The FLSA authorizes the payment of a fixed salary for fluctuating hours. The regulations^{[1] } provide that a salaried employee may have hours of work that fluctuate from week to week and the salary may be paid pursuant to an understanding with the employer that the employee will receive such fixed amount as straight time pay for whatever hours the employee is called upon to work in a workweek, whether few or many. Where there is a clear mutual understanding between the parties that the fixed salary is compensation (apart from overtime premiums) for the hours worked each workweek, whatever their number, rather than for working 40 hours or some other fixed weekly work period, this kind of salary arrangement is permitted by the FLSA. The amount of the salary must be sufficient to provide compensation to the employee at a rate not less than the applicable minimum wage rate for every hour the employee works. The employee must also receive extra compensation, in addition to the regular salary, for all overtime hours worked at a rate not less than one-half his or her regular rate of pay. Since the salary in such a situation is intended to compensate the employee at straight time rates for whatever hours are worked in the workweek, the regular rate of the employee will vary from week to week and is determined by dividing the number of hours worked in the workweek into the amount of the salary to obtain the applicable hourly rate for the week. Payment for overtime hours at one-half such rate in addition to the salary satisfies the overtime pay requirement because the hours have already been compensated at the straight time regular rate under the salary arrangement. The fixed salary can cover hours in excess of 40 hours a week, provided the employee has a clear understanding that the salary constitutes straight-time pay for all hours worked and the straight-time pay is equal to or exceeds the required minimum wage of $7.25. The fixed salary must be large enough to insure that the employee’s hourly earnings from the salary will not fall below minimum wage. The employee must understand that the salary covers whatever hours the job may demand in a particular workweek. The employer must pay the salary even though the workweek is one in which a full schedule of hours is not worked. Also, it should be noted that employees who are paid under the rules for fluctuating workweeks are not eligible to receive compensatory time in lieu of cash overtime payments.

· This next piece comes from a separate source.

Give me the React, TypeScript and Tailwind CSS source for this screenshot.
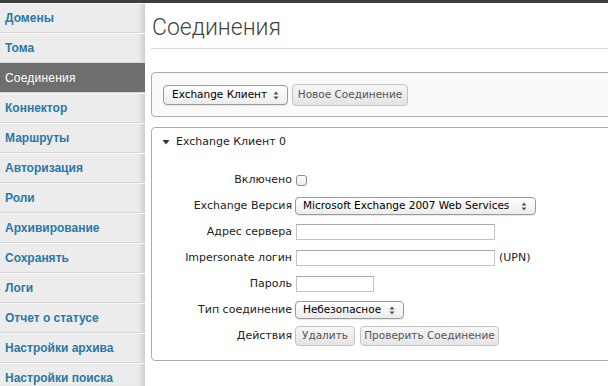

For an employee whose hours of work fluctuate from week to week and who is paid a fixed salary with the clear understanding that the salary constitutes straight-time pay for all hours worked, the regular rate of pay will vary from week to week. The regular rate is obtained for each week by dividing the fixed salary by the number of hours worked in that week, but cannot, of course, fall below the required minimum hourly wage in any week. Since straight-time compensation has already been paid for all hours worked by way of the fixed salary, the employee is entitled to receive overtime pay for each hour worked over 40 in the workweek at a rate of not less than one-half this straight-time compensation. As an example, consider the employee who is compensated on a fluctuating workweek basis at a weekly salary of $500. If during the course of four weeks the employee works 40, 44, 50 and 48 hours, the regular hourly rate of pay in each of these weeks is $12.50, $11.36, $10.00 and $10.42. Since straight-time pay for all hours worked has already been paid by the fixed salary, only an additional half-time pay is due for each hour over 40 in each week. For the first week the employee is due $500.00; for the second week $522.72 ($500 plus 4 hours at $5.68); for the third week $550.00 ($500.00 plus 10 hours at $5.00); for the fourth week $541.68 ($500 plus eight hours at $5.21).

[1] These regulations are found at 29 C.F.R. § 778.114.